Host defense peptides (HDPs) are part of the innate immune system of eukaryotes and help the host resist microbial attacks by disrupting the integrity of bacterial cell membranes. Membrane-disrupting macromolecules mimic two structural features common to most HDPs (cationicity and hydrophobicity) to achieve the function of disrupting bacterial cell membrane integrity. Unlike conventional chemotherapy regimens that target specific intracellular substances or metabolic pathways to inhibit cell proliferation, membrane-disrupting macromolecules eliminate target cells by disrupting cell membrane integrity, and thus can effectively eliminate drug-resistant cancer cells, with no observed development of cell resistance even after repeated treatments, indicating that membrane-disrupting macromolecules have the potential to overcome cancer drug resistance. However, membrane-disrupting macromolecule drugs lack the ability to distinguish between cancer cells and normal cells.
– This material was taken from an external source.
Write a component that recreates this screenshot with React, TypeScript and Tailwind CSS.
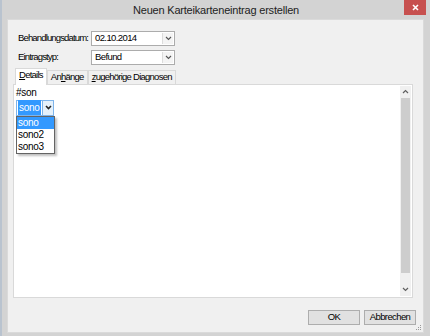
import React from "react";

const sans = '"Liberation Sans", Arial, sans-serif';

function ComboArrow({ light }: { light?: boolean }) {
    return (
        <div
            className={`flex h-full w-[11px] items-center justify-center border-l ${light ? "border-[#7eb4ea] bg-[#e5f1fb]" : "border-[#dcdcdc] bg-[#f4f4f4]"}`}
        >
            <svg width="7" height="5" viewBox="0 0 7 5">
                <path d="M1 1 L3.5 3.5 L6 1" fill="none" stroke={light ? "#222" : "#555"} strokeWidth={light ? 1.6 : 1.1} />
            </svg>
        </div>
    );
}

function Combo({ value }: { value: string }) {
    return (
        <div className="flex h-[15px] w-[84px] items-stretch border border-[#acacac] bg-white">
            <div className="flex flex-1 items-center pl-[3px] text-[9.5px] tracking-[-0.6px] text-black">{value}</div>
            <div className="p-[1px]">
                <ComboArrow />
            </div>
        </div>
    );
}

function Tab({ label, u, active }: { label: string; u: number; active?: boolean }) {
    return (
        <div
            className={`flex items-center border border-b-0 border-[#d9d9d9] px-[3px] text-[9.5px] tracking-[-0.75px] ${active ? "relative z-10 -mb-px h-[17px] bg-white pb-[2px]" : "h-[14px] bg-[#f0f0f0]"}`}
        >
            <span>
                {label.slice(0, u)}
                <span className="underline">{label[u]}</span>
                {label.slice(u + 1)}
            </span>
        </div>
    );
}

function Button({ label }: { label: string }) {
    return (
        <div className="flex h-[15px] w-[52px] items-center justify-center border border-[#adadad] bg-[#e1e1e1] text-[9.5px] tracking-[-0.6px] text-black">
            {label}
        </div>
    );
}

export default function App() {
    return (
        <div
            className="flex h-[336px] w-[430px] flex-col border-l-2 border-[#b9c3cf] bg-[#d3d3d3] text-black"
            style={{ fontFamily: sans }}
        >
            {/* title bar */}
            <div className="relative flex h-[22px] items-center justify-center pt-[2px]">
                <span className="text-[11px] tracking-[-0.2px] text-[#222]">
                    Neuen Karteikarteneintrag erstellen
                </span>
                <div className="absolute right-[4px] top-0 flex h-[15px] w-[22px] items-center justify-center bg-[#c7504f]">
                    <svg width="7" height="7" viewBox="0 0 7 7">
                        <path d="M1 1 L6 6 M6 1 L1 6" stroke="#fff" strokeWidth="1.6" />
                    </svg>
                </div>
            </div>

            {/* client */}
            <div className="mb-[6px] ml-[5px] mr-[6px] flex flex-1 flex-col border border-[#dadada] bg-[#f0f0f0]">
                <div className="flex flex-col gap-[4px] pl-[10px] pt-[11px]">
                    <div className="flex items-center">
                        <span className="w-[73px] text-[9.5px] tracking-[-0.85px]">Behandlungsdatum:</span>
                        <Combo value="02.10.2014" />
                    </div>
                    <div className="flex items-center">
                        <span className="w-[73px] text-[9.5px] tracking-[-0.85px]">Eintragstyp:</span>
                        <Combo value="Befund" />
                    </div>
                </div>

                {/* tabs */}
                <div className="ml-[7px] mt-[3px] flex items-end">
                    <Tab label="Details" u={0} active />
                    <Tab label="Anhänge" u={2} />
                    <Tab label="zugehörige Diagnosen" u={0} />
                </div>
                <div className="ml-[5px] mr-[10px] flex h-[214px] border border-[#d9d9d9] bg-white">
                    <div className="relative flex-1 pl-[2px] pt-[2px] text-[10px] tracking-[-0.3px]">
                        <div className="leading-[12px]">#son</div>
                        <div className="mt-[1px] flex h-[16px] w-[38px] items-stretch border border-[#7eb4ea] bg-white">
                            <div className="flex flex-1 items-center pl-[1px]">
                                <span className="bg-[#3399ff] px-[1px] text-white">sono</span>
                            </div>
                            <ComboArrow light />
                        </div>
                        <div className="w-[39px] border border-[#646464] bg-white shadow-[2px_2px_2px_rgba(0,0,0,0.25)]">
                            <div className="h-[12px] bg-[#3399ff] pl-[1px] leading-[12px] text-white">sono</div>
                            <div className="h-[12px] pl-[1px] leading-[12px]">sono2</div>
                            <div className="h-[12px] pl-[1px] leading-[12px]">sono3</div>
                        </div>
                    </div>
                    {/* scrollbar */}
                    <div className="my-px mr-px flex w-[11px] flex-col bg-[#f0f0f0]">
                        <div className="flex h-[12px] items-center justify-center">
                            <svg width="7" height="5" viewBox="0 0 7 5">
                                <path d="M1 4 L3.5 1.5 L6 4" fill="none" stroke="#606060" strokeWidth="1.2" />
                            </svg>
                        </div>
                        <div className="mx-px h-[175px] bg-[#cdcdcd]" />
                        <div className="flex-1" />
                        <div className="flex h-[12px] items-center justify-center">
                            <svg width="7" height="5" viewBox="0 0 7 5">
                                <path d="M1 1 L3.5 3.5 L6 1" fill="none" stroke="#606060" strokeWidth="1.2" />
                            </svg>
                        </div>
                    </div>
                </div>

                {/* buttons */}
                <div className="mt-[12px] flex justify-end gap-[4px] pr-[7px]">
                    <Button label="OK" />
                    <Button label="Abbrechen" />
                </div>
                <div className="flex flex-1 items-end justify-end pb-[1px] pr-[1px]">
                    <svg width="6" height="6" viewBox="0 0 6 6">
                        <rect x="4" y="0" width="1" height="1" fill="#999" />
                        <rect x="2" y="2" width="1" height="1" fill="#999" />
                        <rect x="4" y="2" width="1" height="1" fill="#999" />
                        <rect x="0" y="4" width="1" height="1" fill="#999" />
                        <rect x="2" y="4" width="1" height="1" fill="#999" />
                        <rect x="4" y="4" width="1" height="1" fill="#999" />
                    </svg>
                </div>
            </div>
        </div>
    );
}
Achieving selective killing of cancer cells by membrane-disrupting macromolecule drugs is a significant challenge in the field of tumor treatment.
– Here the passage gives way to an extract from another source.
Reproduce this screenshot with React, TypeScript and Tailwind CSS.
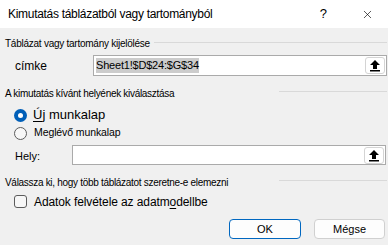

To address this challenge, the research group led by Associate Professor Yang Lihua at the Hefei National Laboratory for Physical Sciences at the Microscale, University of Science and Technology of China, proposed the development of acid-sensitive nanoparticles composed entirely of membrane-disrupting polymers that can maintain a long circulation time in the blood and dissociate under the unique mildly acidic pH stimulus of the tumor microenvironment as a new strategy for treating pancreatic cancer. By using an acid-sensitive membrane-disrupting macromolecule micelle (M-14K) as a model for such nanoparticles, the research group experimentally demonstrated that these nanoparticles can be activated by the unique acidic pH of the tumor microenvironment, thereby indiscriminately eliminating pancreatic cancer cells and tumor-associated fibroblasts, with this cytotoxicity achieved through the disruption of cell membrane integrity. Experiments using three-dimensional cell spheroids and tumor-bearing mouse models showed that these nanoparticles can effectively eliminate tumor-associated stromal cells that encapsulate pancreatic cancer cells, penetrate the stromal barrier protecting pancreatic cancer cells, and subsequently eliminate pancreatic cancer cells tightly wrapped by the stroma and stromal cells. Further experiments in tumor-bearing mouse models showed that after intravenous administration of these nanoparticles, there was a significant reduction in the expression of extracellular matrix in the pancreatic cancer microenvironment, making the originally dense pancreatic tumor tissue more permeable, remodeling the structure of pancreatic cancer, improving the delivery efficiency of nanoparticles in tumor tissue, and no tumor metastasis was observed.
This study first proposed the idea of developing acid-sensitive nanoparticles formed by the self-assembly of a single membrane-disrupting macromolecule as a therapeutic prodrug that can simultaneously achieve the dual goals of remodeling the pancreatic cancer stroma and eliminating cancer cells, which is expected to aid in the development of new drugs that can eliminate pancreatic cancer without inducing tumor metastasis. The related research results were published in ACS Applied Materials & Interfaces under the title "pH-Sensitive Nanoparticles Composed Solely of Membrane-Disruptive Macromolecules for Treating Pancreatic Cancer." The first author of the paper is Fan Feng, a doctoral student at the School of Chemistry and Materials Science, University of Science and Technology of China, and the corresponding author is Yang Lihua. The research work was supported by the National Natural Science Foundation of China and the special funds for basic scientific research business expenses of central universities.